Les mécanismes (anticipation, préparation, protection) peuvent-ils émaner exclusivement des populations ou s’intègrent-ils forcément dans des processus collectifs ?
Déroulé de l’enquête
L’échantillon
L’enquête a été réalisée auprès de 102 personnes à Saint-Martin et 17 personnes à Saint-Barthélemy. Ces entretiens ont été menés en binôme et en français. Ils ont duré entre 30 minutes et 2 h 30. L’accueil a été très favorable, avec un taux de retour proche de 100%. Ces îles sont peuplées de natifs, d’antillais, de métropolitains et d’immigrés. L’échantillon couvre l’ensemble de ces populations. Une répartition quasi égale entre hommes et femmes (adultes) a été respectée. Sur le total des interrogés, trente habitent dans la frange littorale exposée à la houle cyclonique. La thématique générale sur le vécu et la préparation aux cyclones, et au cyclone Irma en particulier, s’est articulée autour des trois temps de la crise. Sur la base des entretiens semi-directifs, des relances étaient définies mais avec le moins d’interventions possibles des enquêteurs, dans l’objectif de laisser le sujet s’exprimer.

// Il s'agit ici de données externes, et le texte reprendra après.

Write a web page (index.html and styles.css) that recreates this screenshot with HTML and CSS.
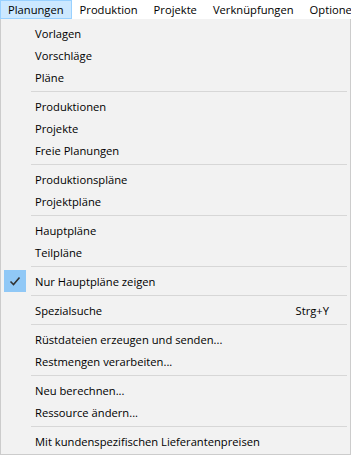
FILE: index.html
```html
<!DOCTYPE html>
<html lang="de">
<head>
    <meta charset="UTF-8">
    <meta name="viewport" content="width=device-width, initial-scale=1.0">
    <title>Planungen</title>
    <link rel="stylesheet" href="styles.css">
</head>
<body>
    <div class="menubar">
        <span class="menubar-item active">Planungen</span>
        <span class="menubar-item">Produktion</span>
        <span class="menubar-item">Projekte</span>
        <span class="menubar-item">Verknüpfungen</span>
        <span class="menubar-item">Optionen</span>
    </div>

    <div class="dropdown">
        <div class="menu-item"><span class="label">Vorlagen</span></div>
        <div class="menu-item"><span class="label">Vorschläge</span></div>
        <div class="menu-item"><span class="label">Pläne</span></div>
        <div class="separator"></div>
        <div class="menu-item"><span class="label">Produktionen</span></div>
        <div class="menu-item"><span class="label">Projekte</span></div>
        <div class="menu-item"><span class="label">Freie Planungen</span></div>
        <div class="separator"></div>
        <div class="menu-item"><span class="label">Produktionspläne</span></div>
        <div class="menu-item"><span class="label">Projektpläne</span></div>
        <div class="separator"></div>
        <div class="menu-item"><span class="label">Hauptpläne</span></div>
        <div class="menu-item"><span class="label">Teilpläne</span></div>
        <div class="separator"></div>
        <div class="menu-item checked">
            <span class="check">
                <svg width="12" height="10" viewBox="0 0 12 10">
                    <path d="M1.5 5.5 L4.5 8.5 L10.5 1.5" fill="none" stroke="#333" stroke-width="1.6"/>
                </svg>
            </span>
            <span class="label">Nur Hauptpläne zeigen</span>
        </div>
        <div class="separator"></div>
        <div class="menu-item"><span class="label">Spezialsuche</span><span class="shortcut">Strg+Y</span></div>
        <div class="separator"></div>
        <div class="menu-item"><span class="label">Rüstdateien erzeugen und senden...</span></div>
        <div class="menu-item"><span class="label">Restmengen verarbeiten...</span></div>
        <div class="separator"></div>
        <div class="menu-item"><span class="label">Neu berechnen...</span></div>
        <div class="menu-item"><span class="label">Ressource ändern...</span></div>
        <div class="separator"></div>
        <div class="menu-item"><span class="label">Mit kundenspezifischen Lieferantenpreisen</span></div>
    </div>
</body>
</html>
```

FILE: styles.css
```css
:root {
    --bar-bg: #ffffff;
    --menu-bg: #f2f2f2;
    --menu-border: #cccccc;
    --sep-color: #d7d7d7;
    --hover-bg: #cce8ff;
    --hover-border: #99d1ff;
    --check-bg: #90c8f6;
    --text-color: #000000;
}

* {
    margin: 0;
    padding: 0;
    box-sizing: border-box;
}

body {
    font-family: "Segoe UI", "Open Sans", "Noto Sans", sans-serif;
    font-size: 11.2px;
    color: var(--text-color);
    background: var(--bar-bg);
    width: 351px;
    height: 455px;
    overflow: hidden;
}

.menubar {
    display: flex;
    height: 19px;
    background: var(--bar-bg);
    white-space: nowrap;
    overflow: hidden;
}

.menubar-item {
    display: flex;
    align-items: center;
    padding: 0 7px;
    border: 1px solid transparent;
    flex-shrink: 0;
}

.menubar-item.active {
    background: var(--hover-bg);
    border-color: var(--hover-border);
}

.dropdown {
    width: 351px;
    height: 436px;
    background: var(--menu-bg);
    border: 1px solid var(--menu-border);
    border-top: none;
    padding: 3px 2px 2px 2px;
}

.menu-item {
    display: flex;
    align-items: center;
    height: 22px;
    position: relative;
    padding-left: 32px;
    padding-right: 19px;
}

.menu-item .label {
    flex: 1;
    white-space: nowrap;
}

.menu-item .shortcut {
    white-space: nowrap;
}

.check {
    position: absolute;
    left: 1px;
    top: 0;
    width: 22px;
    height: 22px;
    background: var(--check-bg);
    display: flex;
    align-items: center;
    justify-content: center;
}

.separator {
    height: 7px;
    margin-left: 28px;
    margin-right: 1px;
    display: flex;
    align-items: center;
}

.separator::after {
    content: "";
    flex: 1;
    height: 1px;
    background: var(--sep-color);
}
```
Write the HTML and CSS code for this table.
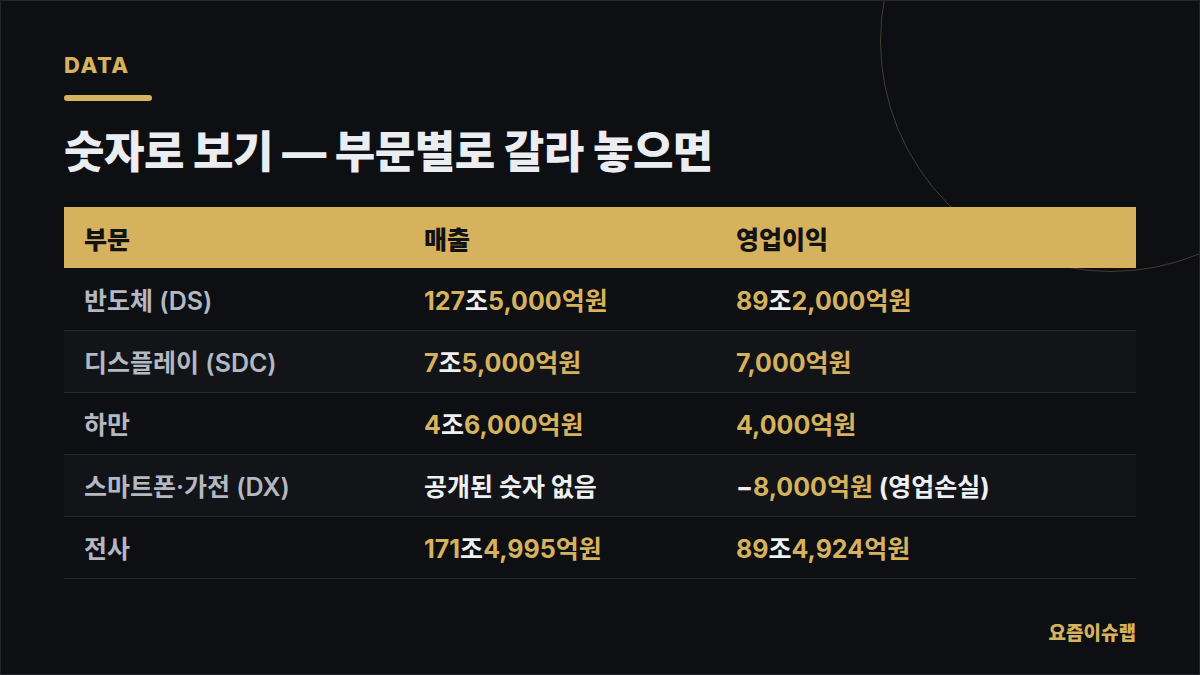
FILE: index.html
```html
<!DOCTYPE html>
<html lang="ko">
<head>
<meta charset="utf-8">
<title>숫자로 보기</title>
<link rel="stylesheet" href="styles.css">
</head>
<body>
<div class="frame">
  <div class="ring"></div>
  <div class="content">
    <div class="eyebrow">DATA</div>
    <div class="bar"></div>
    <h1 class="title">숫자로 보기 — 부문별로 갈라 놓으면</h1>
    <table class="data">
      <thead>
        <tr><th class="c1">부문</th><th class="c2">매출</th><th class="c3">영업이익</th></tr>
      </thead>
      <tbody>
        <tr>
          <td class="label">반도체 (DS)</td>
          <td class="num">127<span class="w">조</span>5,000억원</td>
          <td class="num">89<span class="w">조</span>2,000억원</td>
        </tr>
        <tr class="alt">
          <td class="label">디스플레이 (SDC)</td>
          <td class="num">7<span class="w">조</span>5,000억원</td>
          <td class="num">7,000억원</td>
        </tr>
        <tr>
          <td class="label">하만</td>
          <td class="num">4<span class="w">조</span>6,000억원</td>
          <td class="num">4,000억원</td>
        </tr>
        <tr class="alt">
          <td class="label">스마트폰·가전 (DX)</td>
          <td class="plain">공개된 숫자 없음</td>
          <td class="num"><span class="w">−</span>8,000억원 <span class="w">(영업손실)</span></td>
        </tr>
        <tr>
          <td class="label">전사</td>
          <td class="num">171<span class="w">조</span>4,995억원</td>
          <td class="num">89<span class="w">조</span>4,924억원</td>
        </tr>
      </tbody>
    </table>
    <div class="footer">요즘이슈랩</div>
  </div>
</div>
</body>
</html>
```

FILE: styles.css
```css
* { box-sizing: border-box; }
html, body { margin: 0; padding: 0; background: #0d0f13; }
body {
  font-family: "Inter", "Noto Sans CJK KR", sans-serif;
}
.frame {
  position: relative;
  width: 1200px;
  height: 675px;
  border: 1px solid #23262c;
  background: #0d0f13;
  overflow: hidden;
}
.ring {
  position: absolute;
  left: 879px;
  top: -191px;
  width: 462px;
  height: 462px;
  border-radius: 50%;
  border: 1px solid rgba(214, 178, 94, 0.28);
}
.content {
  position: relative;
  z-index: 1;
  height: 100%;
  padding: 52px 63px 0 63px;
  display: flex;
  flex-direction: column;
}
.eyebrow {
  color: #d6b25e;
  font-size: 22px;
  line-height: 24px;
  font-weight: 800;
  letter-spacing: 0.07em;
}
.bar {
  width: 88px;
  height: 6px;
  border-radius: 3px;
  background: #d6b25e;
  margin-top: 18px;
}
.title {
  margin: 25px 0 0 0;
  color: #ecedf1;
  font-size: 44px;
  line-height: 52px;
  font-weight: 800;
  letter-spacing: -0.5px;
}
.data {
  margin-top: 29px;
  width: 1072px;
  border-collapse: collapse;
  table-layout: fixed;
  font-size: 25px;
}
.data th {
  background: #d6b25e;
  color: #111214;
  text-align: left;
  font-weight: 800;
  height: 61px;
  padding: 0 20px;
}
.c1 { width: 340px; }
.c2 { width: 312px; }
.c3 { width: 420px; }
.data td {
  height: 62px;
  padding: 0 20px;
  border-bottom: 1px solid #23262c;
  font-weight: 700;
  white-space: nowrap;
}
.data tr.alt td { background: #121418; }
.label { color: #b3b8c2; font-weight: 600 !important; }
.num { color: #d6b25e; }
.w { color: #eef0f4; }
.plain { color: #eef0f4; }
.footer {
  margin-top: auto;
  margin-bottom: 29px;
  align-self: flex-end;
  color: #d6b25e;
  font-size: 19px;
  font-weight: 800;
}
```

L’entretien était introduit par une phrase générale « racontez-nous comment vous avez vécu le cyclone, avant-pendant-après ».

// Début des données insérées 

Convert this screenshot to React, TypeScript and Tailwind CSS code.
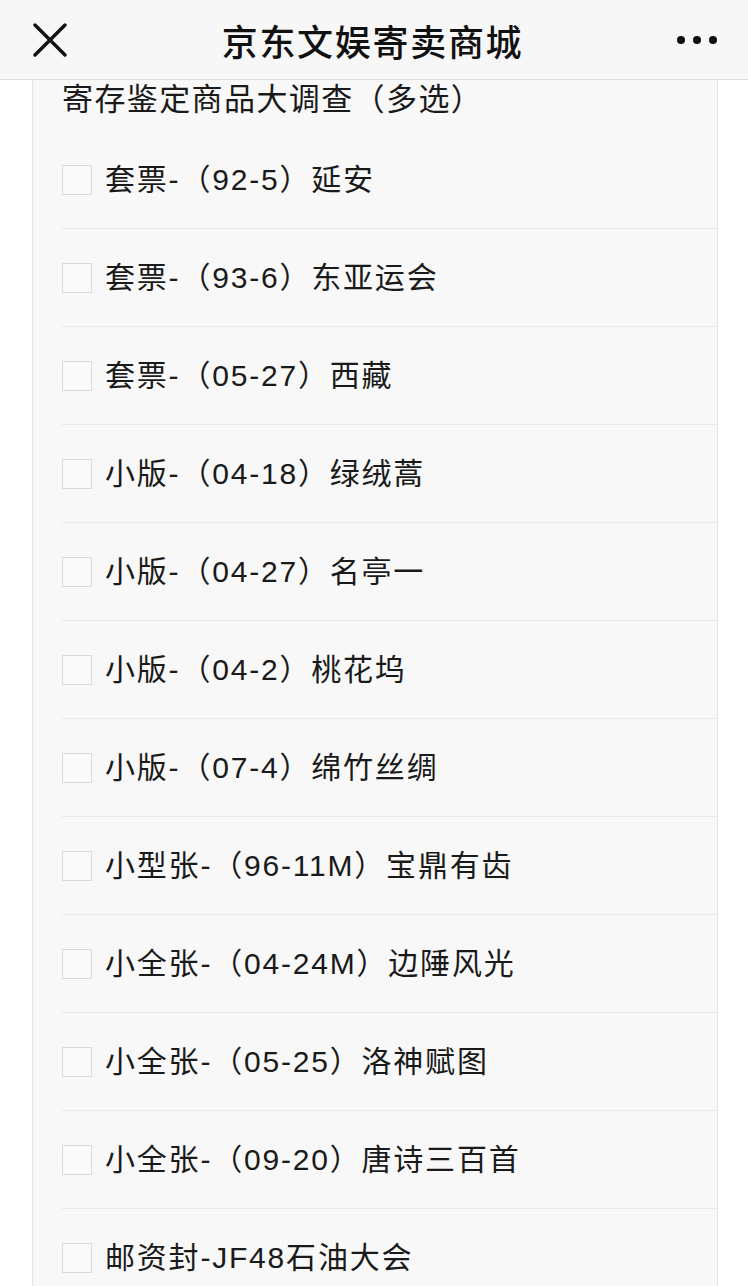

Qu’avez-vous fait avant l’arrivée du cyclone Irma ?
Nuage de mots représentifs des réponses à l’enquête sur la phase précédant l’arrivée du cyclone Irma
Les résultats des entretiens ont montré une population qui déclare s’informer dès le début de la saison cyclonique avec un suivi régulier des vigilances météorologiques plusieurs fois par jour à l’approche du cyclone. Ce qui ressort de cette phase est qu’au passage du cyclone sur leur territoire, les populations se confinent.
Qu’avez-vous fait pendant le passage du cyclone Irma ?

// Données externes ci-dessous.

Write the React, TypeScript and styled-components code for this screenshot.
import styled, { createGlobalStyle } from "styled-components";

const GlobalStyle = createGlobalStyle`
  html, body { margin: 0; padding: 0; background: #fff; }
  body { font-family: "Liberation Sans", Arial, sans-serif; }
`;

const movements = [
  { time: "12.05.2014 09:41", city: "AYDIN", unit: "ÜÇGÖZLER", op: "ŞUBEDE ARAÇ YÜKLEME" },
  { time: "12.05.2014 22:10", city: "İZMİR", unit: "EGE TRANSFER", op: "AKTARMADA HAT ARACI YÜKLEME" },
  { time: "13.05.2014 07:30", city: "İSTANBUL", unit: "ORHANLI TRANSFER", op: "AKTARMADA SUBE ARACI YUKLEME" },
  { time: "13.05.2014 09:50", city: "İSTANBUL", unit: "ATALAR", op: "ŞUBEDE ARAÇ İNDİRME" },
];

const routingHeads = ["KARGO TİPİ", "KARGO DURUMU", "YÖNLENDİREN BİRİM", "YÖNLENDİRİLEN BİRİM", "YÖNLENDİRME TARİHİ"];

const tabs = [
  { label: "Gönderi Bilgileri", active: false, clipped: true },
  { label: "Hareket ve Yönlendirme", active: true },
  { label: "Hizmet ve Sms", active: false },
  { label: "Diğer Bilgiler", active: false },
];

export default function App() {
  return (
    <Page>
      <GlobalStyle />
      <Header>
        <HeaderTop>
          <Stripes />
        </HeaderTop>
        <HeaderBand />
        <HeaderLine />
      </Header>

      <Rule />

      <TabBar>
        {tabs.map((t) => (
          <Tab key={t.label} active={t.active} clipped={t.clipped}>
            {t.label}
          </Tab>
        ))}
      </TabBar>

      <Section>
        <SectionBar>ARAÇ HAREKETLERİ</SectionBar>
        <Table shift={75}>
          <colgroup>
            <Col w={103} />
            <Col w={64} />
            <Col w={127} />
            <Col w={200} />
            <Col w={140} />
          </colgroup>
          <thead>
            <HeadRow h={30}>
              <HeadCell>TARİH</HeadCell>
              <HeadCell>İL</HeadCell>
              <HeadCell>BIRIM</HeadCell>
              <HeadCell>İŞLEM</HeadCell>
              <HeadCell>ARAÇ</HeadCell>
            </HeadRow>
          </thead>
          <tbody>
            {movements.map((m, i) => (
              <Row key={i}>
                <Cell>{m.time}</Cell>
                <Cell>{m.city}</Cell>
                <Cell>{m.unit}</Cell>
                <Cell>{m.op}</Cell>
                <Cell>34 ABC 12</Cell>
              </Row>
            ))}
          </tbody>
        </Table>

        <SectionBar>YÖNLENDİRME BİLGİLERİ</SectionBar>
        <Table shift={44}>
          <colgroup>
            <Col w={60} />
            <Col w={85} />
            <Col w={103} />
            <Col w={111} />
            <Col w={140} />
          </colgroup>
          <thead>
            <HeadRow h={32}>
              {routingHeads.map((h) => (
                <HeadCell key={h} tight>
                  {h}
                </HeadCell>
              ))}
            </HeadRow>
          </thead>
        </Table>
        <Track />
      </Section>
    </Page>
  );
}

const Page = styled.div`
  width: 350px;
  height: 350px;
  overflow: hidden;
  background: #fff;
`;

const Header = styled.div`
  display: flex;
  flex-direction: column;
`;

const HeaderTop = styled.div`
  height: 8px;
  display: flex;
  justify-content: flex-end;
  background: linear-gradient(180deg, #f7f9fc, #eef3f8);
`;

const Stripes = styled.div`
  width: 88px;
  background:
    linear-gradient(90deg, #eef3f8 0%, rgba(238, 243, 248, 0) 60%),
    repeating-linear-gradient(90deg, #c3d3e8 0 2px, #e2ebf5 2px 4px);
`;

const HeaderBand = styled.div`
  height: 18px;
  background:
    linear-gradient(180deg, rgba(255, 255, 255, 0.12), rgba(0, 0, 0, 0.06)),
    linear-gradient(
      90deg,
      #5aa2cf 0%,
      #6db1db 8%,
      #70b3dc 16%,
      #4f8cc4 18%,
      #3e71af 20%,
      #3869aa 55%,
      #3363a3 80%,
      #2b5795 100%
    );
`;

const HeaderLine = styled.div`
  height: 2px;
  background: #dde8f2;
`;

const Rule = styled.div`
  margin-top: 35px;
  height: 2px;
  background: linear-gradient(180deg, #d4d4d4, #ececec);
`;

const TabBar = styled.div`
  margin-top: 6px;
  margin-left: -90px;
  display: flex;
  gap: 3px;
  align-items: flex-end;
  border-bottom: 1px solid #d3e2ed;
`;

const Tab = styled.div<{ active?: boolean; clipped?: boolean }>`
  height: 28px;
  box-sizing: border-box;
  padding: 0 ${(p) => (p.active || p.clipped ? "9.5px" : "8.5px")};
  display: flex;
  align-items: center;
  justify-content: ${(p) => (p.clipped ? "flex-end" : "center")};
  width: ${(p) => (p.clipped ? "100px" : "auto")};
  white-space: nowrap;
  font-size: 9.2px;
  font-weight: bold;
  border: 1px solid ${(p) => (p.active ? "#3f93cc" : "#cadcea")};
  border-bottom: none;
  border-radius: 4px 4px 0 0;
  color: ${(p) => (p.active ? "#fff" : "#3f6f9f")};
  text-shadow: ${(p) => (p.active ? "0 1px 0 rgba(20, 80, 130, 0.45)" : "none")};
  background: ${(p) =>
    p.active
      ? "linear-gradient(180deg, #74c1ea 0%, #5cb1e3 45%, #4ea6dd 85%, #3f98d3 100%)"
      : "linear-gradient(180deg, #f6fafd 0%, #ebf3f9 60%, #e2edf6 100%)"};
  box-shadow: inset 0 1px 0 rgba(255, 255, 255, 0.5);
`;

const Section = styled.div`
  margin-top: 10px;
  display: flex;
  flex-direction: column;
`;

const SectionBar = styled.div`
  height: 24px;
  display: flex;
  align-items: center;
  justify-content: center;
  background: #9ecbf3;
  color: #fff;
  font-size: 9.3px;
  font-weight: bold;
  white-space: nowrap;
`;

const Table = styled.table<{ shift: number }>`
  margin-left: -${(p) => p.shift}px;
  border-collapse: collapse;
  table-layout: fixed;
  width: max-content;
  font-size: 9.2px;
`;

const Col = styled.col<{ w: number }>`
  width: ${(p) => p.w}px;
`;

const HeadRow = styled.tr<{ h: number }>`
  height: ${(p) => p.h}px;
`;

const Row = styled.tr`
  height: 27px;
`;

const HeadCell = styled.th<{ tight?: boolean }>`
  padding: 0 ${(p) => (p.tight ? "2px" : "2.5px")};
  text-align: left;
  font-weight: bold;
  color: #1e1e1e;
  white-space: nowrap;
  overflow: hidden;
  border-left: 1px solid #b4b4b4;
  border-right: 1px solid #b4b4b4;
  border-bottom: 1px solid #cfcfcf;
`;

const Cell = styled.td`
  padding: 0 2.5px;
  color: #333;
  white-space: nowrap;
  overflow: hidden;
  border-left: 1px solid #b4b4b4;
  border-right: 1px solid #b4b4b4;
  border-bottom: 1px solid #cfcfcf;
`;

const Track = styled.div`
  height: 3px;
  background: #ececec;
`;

Nuage de mots représentifs des réponses à l’enquête pendant le cyclone Irma
Les personnes interrogées ont montré une bonne connaissance des phénomènes naturels et ont identifié le début et la fin de l’évènement grâce aux manifestations naturelles, principalement la force du vent et dans une moindre mesure les précipitations. Ils ont évoqué deux phases de vent (avec direction contraire) et de pluie avant et après le passage de l’œil du cyclone, synonyme d’accalmie.
Qu’avez-vous fait après le passage du cyclone Irma ?
Nuage de mots représentifs des réponses à l’enquête après le cyclone Irma
Plusieurs facteurs ont entravé l’implication individuelle, de fait limitée puisque dépendante de mécanismes collectifs. La phase de récupération a également été freinée dans sa dimension individuelle à cause des délais parfois très longs des expertises et indemnisations des assurances.
La majorité des personnes interrogées ont parlé de solidarité entre voisins notamment, ou avec des restaurateurs qui ont partagé leur stock de nourriture, ainsi que des aides en provenance de la Guadeloupe, la Martinique et la métropole. Plusieurs personnes ont aussi été surprises de l’attitude individualiste (chacun pour soi). Beaucoup ont considéré que les pillages ont fait plus de mal que le cyclone.
Portraits de personnes interrogées lors du RETEX dans le cadre du projet TIREX
L’implication des populations couvre la temporalité de la crise avant, pendant et après. Cependant leurs capacités et capabilités se limitent à la phase post-crise. La préparation des populations doit s’orienter vers une participation active à des exercices de crise permettant une base de connaissances et de réflexes communs et ainsi « incorporer la connaissance acquise » (Gaillard, 2005) lors des retours d’expérience. Recueillir le récit des populations participe à la mémoire du risque et montre des populations actives dans la préparation de gestion de crise. |
La prévention doit porter sur la connaissance des risques mais également sur les mesures pratiques, politiques et économiques à prendre pour réduire les risques. La prévention est une culture à inculquer et à soutenir pour parvenir à modifier certaines pratiques. La connaissance autour de la prévention et de la réduction des risques peut être fragmentaire voire perdue si elle n’est pas accessible et partagée. Le manque de collaboration et de communication constitue autant d’obstacles au partage du savoir scientifique.
L’attention ne doit pas seulement être portée sur les processus physiques des aléas mais également sur la vulnérabilité sociale et les capacités de résilience des sociétés.